▶ _Task to carry out_: Pull every line holding the string "that" from the records below.

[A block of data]
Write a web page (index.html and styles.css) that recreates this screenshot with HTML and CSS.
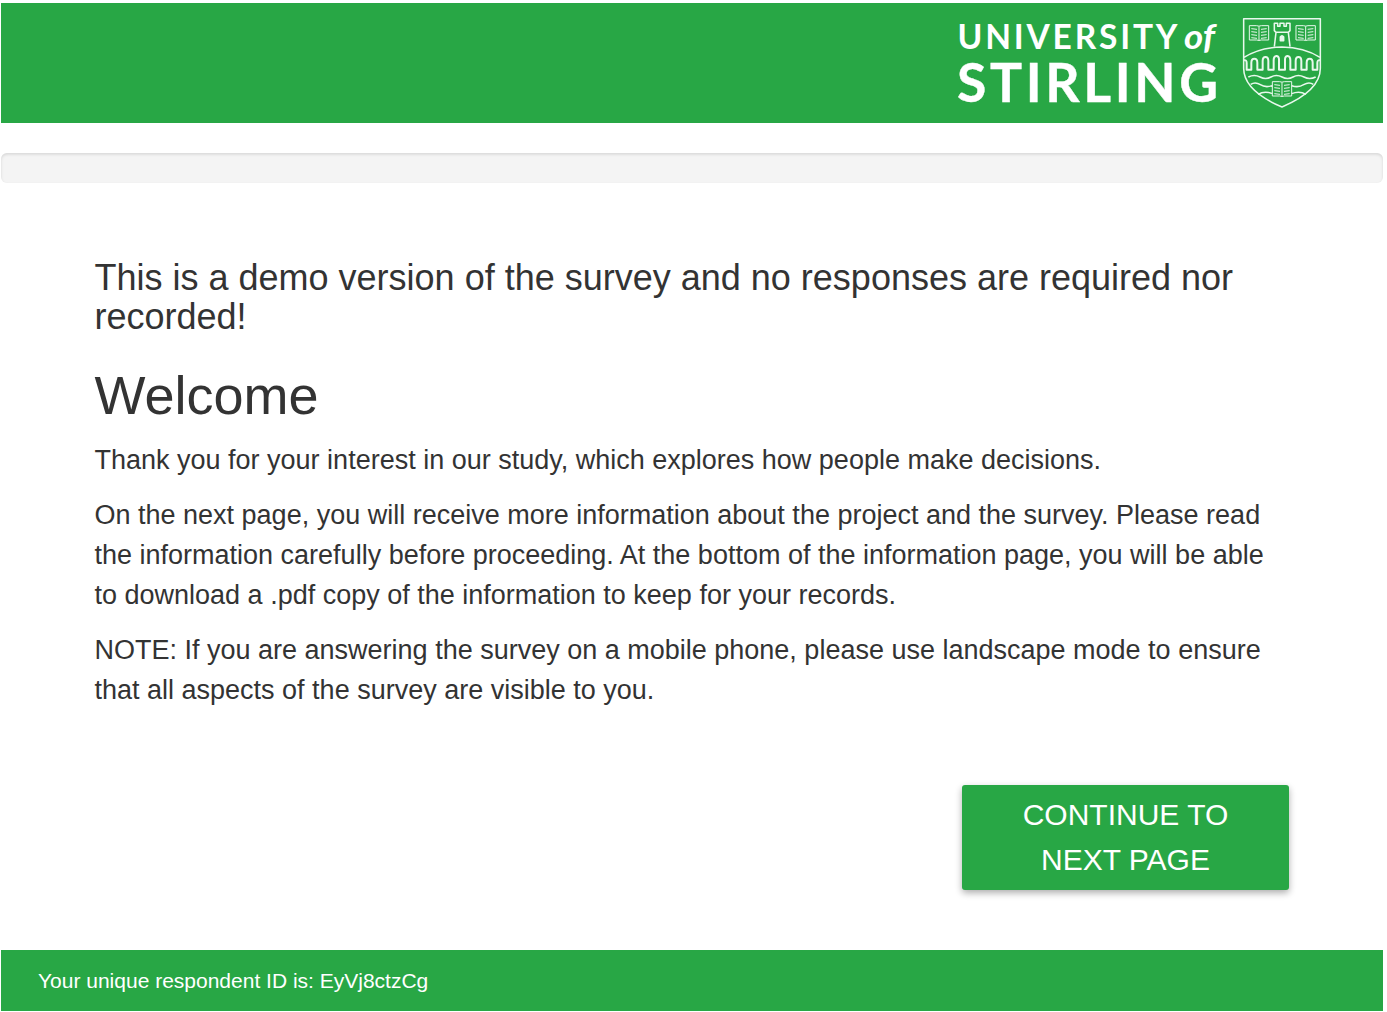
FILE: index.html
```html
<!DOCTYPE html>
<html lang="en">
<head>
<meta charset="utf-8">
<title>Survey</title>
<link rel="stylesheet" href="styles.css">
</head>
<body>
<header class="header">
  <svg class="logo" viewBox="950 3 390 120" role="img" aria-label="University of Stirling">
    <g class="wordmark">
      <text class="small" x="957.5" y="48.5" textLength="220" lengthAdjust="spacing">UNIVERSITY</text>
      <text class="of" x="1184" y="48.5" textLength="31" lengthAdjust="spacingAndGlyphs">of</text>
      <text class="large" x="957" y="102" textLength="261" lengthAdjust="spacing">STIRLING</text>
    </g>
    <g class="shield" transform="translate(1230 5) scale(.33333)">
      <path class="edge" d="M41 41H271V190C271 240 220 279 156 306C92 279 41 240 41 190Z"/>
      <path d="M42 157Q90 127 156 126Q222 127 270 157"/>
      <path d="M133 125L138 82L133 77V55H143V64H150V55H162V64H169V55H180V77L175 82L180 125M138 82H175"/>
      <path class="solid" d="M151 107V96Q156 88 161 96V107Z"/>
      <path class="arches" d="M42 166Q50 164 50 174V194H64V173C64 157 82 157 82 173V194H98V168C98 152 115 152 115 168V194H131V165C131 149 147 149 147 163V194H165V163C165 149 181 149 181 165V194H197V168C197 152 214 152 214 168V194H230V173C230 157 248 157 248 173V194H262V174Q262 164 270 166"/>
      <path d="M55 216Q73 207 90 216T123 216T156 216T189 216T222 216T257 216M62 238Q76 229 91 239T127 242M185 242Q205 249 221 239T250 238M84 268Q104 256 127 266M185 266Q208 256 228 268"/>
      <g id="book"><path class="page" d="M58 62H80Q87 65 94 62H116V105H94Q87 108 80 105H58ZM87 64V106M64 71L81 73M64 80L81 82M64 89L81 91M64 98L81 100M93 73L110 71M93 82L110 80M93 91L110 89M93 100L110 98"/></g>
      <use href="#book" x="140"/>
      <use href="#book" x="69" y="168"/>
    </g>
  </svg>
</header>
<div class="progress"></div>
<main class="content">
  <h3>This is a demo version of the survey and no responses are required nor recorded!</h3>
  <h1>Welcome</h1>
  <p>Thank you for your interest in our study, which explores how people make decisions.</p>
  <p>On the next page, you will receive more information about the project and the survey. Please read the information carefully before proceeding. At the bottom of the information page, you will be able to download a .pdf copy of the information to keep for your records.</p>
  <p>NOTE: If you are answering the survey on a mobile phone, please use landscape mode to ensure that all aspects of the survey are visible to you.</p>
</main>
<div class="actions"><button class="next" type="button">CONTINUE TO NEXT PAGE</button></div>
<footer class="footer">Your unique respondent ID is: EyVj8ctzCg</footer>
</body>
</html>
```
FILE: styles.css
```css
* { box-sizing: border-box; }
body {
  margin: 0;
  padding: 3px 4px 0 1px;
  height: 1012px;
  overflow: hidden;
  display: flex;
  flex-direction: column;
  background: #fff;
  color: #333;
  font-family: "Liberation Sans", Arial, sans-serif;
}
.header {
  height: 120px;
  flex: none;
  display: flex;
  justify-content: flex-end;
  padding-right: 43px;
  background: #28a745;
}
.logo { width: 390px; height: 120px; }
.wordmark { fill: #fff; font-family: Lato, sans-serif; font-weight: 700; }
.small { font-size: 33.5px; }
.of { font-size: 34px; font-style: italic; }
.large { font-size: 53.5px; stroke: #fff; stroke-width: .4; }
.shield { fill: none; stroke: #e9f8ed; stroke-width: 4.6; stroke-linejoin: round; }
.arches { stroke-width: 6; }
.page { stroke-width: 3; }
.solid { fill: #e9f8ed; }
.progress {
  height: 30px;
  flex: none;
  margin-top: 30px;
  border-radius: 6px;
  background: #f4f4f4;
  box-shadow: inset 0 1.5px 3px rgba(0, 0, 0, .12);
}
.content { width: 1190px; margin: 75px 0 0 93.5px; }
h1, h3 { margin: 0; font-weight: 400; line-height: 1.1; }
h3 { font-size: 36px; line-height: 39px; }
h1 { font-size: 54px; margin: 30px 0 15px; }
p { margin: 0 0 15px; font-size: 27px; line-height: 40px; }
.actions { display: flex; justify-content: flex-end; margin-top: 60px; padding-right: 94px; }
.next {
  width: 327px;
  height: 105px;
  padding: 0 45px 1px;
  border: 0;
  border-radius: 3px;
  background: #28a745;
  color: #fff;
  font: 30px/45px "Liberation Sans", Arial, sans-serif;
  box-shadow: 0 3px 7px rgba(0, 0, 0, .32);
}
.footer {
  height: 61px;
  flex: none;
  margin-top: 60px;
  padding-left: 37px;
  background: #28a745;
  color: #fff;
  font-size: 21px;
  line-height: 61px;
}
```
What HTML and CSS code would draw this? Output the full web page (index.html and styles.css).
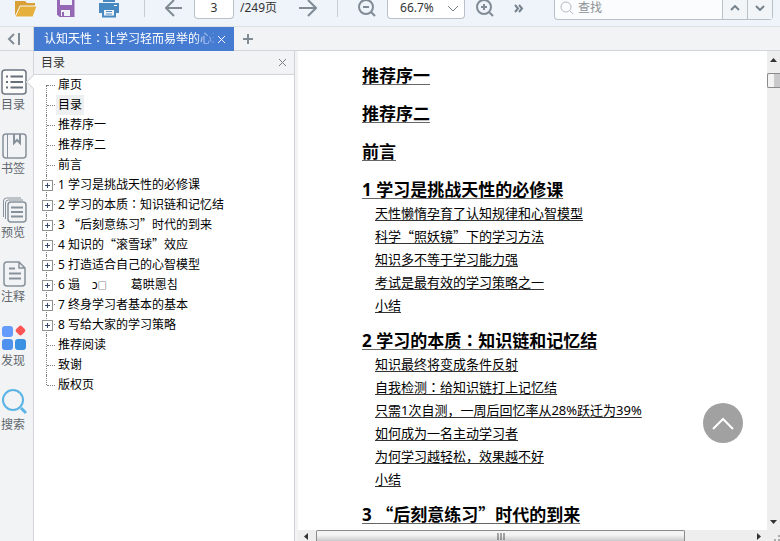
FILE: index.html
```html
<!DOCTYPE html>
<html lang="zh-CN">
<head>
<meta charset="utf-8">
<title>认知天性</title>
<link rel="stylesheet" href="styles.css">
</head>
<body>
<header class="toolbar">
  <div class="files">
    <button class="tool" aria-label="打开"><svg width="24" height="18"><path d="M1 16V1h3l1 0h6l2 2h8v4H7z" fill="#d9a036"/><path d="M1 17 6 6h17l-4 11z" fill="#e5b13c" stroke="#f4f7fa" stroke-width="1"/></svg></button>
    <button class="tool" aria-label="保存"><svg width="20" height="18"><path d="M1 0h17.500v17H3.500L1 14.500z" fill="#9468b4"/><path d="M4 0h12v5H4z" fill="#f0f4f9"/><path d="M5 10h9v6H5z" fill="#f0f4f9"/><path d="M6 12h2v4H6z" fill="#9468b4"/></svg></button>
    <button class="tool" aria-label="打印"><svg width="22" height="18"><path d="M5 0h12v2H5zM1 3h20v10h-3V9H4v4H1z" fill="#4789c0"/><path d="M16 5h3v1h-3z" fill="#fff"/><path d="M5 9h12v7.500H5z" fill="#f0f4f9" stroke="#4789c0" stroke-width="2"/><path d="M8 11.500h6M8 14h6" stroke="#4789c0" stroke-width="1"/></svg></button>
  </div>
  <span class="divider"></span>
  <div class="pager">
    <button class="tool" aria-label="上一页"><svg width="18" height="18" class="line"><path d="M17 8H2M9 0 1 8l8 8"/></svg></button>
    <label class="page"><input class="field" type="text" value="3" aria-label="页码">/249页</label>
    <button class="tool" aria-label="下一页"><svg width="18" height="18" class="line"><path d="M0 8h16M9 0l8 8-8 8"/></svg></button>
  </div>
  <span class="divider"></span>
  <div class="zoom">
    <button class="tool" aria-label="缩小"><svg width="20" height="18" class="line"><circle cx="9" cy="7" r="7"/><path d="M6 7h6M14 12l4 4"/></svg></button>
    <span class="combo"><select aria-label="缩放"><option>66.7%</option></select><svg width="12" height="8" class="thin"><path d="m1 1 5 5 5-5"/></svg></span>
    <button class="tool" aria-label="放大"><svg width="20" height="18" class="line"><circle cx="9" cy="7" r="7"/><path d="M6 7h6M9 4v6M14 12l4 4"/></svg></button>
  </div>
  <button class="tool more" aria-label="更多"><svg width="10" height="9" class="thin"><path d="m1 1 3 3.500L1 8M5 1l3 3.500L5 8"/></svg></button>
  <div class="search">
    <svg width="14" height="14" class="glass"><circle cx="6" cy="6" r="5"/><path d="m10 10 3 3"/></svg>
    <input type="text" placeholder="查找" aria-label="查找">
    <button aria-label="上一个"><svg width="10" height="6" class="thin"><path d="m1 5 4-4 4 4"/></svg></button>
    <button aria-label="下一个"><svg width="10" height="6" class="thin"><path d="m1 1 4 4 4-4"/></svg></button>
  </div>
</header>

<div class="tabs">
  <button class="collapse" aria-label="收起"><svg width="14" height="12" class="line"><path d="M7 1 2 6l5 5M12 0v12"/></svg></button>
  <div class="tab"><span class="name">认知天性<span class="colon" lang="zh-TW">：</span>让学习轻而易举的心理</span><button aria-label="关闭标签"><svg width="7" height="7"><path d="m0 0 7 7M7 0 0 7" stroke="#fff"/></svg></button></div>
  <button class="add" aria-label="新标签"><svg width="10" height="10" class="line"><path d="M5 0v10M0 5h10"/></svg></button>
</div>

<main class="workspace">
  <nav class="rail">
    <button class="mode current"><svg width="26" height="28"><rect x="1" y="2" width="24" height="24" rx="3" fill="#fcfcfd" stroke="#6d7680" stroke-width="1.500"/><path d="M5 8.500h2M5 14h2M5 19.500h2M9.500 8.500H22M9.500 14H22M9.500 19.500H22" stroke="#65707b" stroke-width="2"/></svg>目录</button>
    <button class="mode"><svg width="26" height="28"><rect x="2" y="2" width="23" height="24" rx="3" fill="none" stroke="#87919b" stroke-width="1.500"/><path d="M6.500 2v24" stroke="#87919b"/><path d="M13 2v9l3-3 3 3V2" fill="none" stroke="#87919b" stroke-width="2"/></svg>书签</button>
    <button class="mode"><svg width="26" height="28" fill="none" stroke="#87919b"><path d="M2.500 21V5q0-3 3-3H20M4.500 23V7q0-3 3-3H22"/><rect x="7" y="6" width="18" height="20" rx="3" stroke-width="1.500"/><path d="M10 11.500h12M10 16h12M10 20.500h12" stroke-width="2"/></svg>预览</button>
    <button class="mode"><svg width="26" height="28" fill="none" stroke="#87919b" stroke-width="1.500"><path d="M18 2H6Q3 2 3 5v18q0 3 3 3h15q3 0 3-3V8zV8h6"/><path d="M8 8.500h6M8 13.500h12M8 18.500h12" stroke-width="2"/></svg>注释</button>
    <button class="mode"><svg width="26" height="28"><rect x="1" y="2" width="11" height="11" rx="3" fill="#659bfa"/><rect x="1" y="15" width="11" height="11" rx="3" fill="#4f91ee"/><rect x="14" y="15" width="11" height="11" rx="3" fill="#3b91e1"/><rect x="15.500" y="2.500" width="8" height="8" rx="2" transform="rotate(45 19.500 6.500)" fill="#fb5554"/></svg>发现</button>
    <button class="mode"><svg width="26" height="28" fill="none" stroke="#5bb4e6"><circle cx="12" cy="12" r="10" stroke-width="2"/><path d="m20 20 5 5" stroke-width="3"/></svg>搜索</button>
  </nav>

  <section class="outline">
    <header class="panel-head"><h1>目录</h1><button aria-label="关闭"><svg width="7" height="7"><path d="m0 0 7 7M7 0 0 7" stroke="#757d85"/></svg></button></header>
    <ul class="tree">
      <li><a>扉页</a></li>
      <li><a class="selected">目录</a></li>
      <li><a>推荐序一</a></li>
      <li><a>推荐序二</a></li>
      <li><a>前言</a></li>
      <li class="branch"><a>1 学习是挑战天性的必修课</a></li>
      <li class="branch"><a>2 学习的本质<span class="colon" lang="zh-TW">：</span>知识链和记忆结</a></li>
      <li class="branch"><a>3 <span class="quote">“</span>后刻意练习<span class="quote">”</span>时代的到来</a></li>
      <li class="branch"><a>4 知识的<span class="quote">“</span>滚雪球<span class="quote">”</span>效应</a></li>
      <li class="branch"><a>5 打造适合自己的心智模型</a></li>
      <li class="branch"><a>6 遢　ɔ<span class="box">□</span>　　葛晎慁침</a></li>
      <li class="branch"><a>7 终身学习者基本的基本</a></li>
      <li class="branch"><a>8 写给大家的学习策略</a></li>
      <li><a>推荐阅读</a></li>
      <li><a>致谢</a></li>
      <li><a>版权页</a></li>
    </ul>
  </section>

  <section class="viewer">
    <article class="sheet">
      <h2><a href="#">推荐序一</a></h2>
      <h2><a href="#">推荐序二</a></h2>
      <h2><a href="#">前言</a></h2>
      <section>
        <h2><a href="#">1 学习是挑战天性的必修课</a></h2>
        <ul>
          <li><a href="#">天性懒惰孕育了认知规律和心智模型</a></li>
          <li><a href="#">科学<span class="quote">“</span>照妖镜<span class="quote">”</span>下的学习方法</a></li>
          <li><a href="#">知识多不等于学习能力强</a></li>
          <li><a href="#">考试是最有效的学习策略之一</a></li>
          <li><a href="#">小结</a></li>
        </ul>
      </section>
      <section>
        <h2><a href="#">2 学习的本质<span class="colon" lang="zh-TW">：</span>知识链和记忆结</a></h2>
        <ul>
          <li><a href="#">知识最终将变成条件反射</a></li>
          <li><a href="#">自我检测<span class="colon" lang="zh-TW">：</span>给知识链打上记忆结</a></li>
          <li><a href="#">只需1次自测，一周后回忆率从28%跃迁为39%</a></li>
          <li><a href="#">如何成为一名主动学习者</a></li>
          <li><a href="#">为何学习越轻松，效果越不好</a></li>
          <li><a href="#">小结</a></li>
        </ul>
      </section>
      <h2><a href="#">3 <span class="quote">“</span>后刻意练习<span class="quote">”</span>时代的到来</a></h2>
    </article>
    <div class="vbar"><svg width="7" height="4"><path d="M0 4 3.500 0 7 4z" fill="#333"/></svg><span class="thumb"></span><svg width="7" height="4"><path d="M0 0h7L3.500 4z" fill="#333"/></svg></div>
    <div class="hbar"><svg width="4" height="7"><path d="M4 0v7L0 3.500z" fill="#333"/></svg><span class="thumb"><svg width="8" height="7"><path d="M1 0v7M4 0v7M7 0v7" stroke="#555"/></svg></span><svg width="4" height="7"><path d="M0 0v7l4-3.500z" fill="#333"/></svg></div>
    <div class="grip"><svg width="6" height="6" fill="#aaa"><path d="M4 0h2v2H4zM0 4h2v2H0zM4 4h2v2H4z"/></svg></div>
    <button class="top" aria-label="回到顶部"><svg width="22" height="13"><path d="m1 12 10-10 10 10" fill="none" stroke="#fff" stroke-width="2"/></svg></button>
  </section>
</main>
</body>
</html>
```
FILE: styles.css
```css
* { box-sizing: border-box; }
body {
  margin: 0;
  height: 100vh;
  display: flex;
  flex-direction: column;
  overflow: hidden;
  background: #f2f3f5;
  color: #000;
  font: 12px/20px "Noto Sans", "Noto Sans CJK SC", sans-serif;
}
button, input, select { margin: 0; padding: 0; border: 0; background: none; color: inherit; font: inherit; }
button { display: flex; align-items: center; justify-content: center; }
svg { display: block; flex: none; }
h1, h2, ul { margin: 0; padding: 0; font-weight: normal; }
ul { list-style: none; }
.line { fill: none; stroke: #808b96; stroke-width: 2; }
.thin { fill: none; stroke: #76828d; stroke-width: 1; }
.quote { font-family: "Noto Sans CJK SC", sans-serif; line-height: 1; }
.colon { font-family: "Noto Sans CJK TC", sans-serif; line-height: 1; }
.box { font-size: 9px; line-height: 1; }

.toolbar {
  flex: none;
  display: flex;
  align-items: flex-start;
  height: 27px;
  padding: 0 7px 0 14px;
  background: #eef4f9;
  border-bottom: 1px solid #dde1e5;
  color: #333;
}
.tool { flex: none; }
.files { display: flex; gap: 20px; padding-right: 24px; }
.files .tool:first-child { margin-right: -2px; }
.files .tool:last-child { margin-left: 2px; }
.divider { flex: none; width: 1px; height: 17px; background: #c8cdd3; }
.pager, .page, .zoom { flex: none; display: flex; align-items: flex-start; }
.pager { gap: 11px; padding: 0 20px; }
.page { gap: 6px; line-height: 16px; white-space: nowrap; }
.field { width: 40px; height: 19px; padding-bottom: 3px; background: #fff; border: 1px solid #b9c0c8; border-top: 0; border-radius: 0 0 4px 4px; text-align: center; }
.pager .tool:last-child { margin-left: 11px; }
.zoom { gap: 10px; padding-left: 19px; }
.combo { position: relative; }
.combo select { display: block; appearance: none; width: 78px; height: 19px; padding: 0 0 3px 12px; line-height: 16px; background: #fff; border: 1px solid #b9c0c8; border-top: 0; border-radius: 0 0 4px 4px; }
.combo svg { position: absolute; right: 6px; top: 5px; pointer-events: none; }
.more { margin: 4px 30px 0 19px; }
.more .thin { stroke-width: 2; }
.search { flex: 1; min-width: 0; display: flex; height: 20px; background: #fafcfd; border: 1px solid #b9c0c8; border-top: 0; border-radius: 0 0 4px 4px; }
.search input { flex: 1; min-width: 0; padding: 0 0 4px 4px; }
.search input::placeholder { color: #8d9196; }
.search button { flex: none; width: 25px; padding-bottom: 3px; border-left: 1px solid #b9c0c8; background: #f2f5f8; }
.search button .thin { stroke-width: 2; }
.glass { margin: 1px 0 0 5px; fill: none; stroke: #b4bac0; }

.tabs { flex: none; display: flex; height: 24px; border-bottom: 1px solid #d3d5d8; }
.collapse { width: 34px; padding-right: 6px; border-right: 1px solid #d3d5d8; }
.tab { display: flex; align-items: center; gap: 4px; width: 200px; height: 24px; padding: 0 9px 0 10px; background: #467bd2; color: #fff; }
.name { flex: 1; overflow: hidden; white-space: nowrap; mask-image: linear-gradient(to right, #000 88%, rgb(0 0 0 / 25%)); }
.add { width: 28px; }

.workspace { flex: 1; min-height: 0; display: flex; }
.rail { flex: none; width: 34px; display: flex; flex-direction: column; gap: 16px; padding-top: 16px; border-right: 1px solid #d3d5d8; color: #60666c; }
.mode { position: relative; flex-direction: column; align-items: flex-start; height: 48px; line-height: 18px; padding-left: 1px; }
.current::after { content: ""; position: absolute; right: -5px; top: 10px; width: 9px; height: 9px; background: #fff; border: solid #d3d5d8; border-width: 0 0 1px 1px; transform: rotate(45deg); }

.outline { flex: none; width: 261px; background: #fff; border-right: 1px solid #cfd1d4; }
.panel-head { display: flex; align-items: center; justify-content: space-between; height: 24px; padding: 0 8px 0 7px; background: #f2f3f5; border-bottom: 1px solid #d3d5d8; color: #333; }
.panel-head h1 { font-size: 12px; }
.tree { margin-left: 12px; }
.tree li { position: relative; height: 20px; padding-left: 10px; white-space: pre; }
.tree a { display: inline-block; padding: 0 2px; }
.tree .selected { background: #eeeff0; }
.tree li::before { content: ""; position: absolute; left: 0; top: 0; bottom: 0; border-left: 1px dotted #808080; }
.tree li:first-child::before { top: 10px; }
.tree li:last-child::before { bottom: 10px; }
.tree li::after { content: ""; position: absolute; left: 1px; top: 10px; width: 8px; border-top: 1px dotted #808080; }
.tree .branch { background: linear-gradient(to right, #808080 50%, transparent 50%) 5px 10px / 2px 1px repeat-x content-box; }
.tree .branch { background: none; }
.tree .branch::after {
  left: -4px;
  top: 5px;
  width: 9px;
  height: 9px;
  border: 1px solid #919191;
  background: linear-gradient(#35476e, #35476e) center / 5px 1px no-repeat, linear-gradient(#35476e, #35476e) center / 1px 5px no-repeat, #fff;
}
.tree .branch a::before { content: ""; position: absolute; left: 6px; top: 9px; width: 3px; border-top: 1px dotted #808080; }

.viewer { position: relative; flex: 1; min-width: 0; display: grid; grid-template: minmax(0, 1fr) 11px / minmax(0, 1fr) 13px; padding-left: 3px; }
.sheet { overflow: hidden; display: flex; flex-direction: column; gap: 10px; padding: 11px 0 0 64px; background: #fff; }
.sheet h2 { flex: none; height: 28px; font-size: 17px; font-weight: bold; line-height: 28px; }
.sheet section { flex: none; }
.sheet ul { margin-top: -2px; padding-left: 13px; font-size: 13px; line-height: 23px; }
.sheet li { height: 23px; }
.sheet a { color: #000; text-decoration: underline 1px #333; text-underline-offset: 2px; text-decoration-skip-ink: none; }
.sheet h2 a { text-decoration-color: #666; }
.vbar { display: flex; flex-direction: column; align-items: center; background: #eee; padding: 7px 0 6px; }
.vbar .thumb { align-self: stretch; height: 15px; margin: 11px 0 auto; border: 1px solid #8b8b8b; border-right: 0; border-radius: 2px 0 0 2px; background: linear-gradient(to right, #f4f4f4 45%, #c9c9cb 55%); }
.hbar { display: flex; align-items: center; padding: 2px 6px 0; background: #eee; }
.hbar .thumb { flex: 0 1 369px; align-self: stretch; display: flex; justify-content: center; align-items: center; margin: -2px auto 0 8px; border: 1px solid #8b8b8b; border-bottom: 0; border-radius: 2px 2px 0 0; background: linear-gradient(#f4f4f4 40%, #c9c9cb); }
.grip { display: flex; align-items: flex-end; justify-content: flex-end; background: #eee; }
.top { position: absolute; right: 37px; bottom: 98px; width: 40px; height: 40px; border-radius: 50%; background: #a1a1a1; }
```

▶ _Response_:
Write a web page (index.html and styles.css) that recreates this screenshot with HTML and CSS.
  <p>NOTE: If you are answering the survey on a mobile phone, please use landscape mode to ensure that all aspects of the survey are visible to you.</p>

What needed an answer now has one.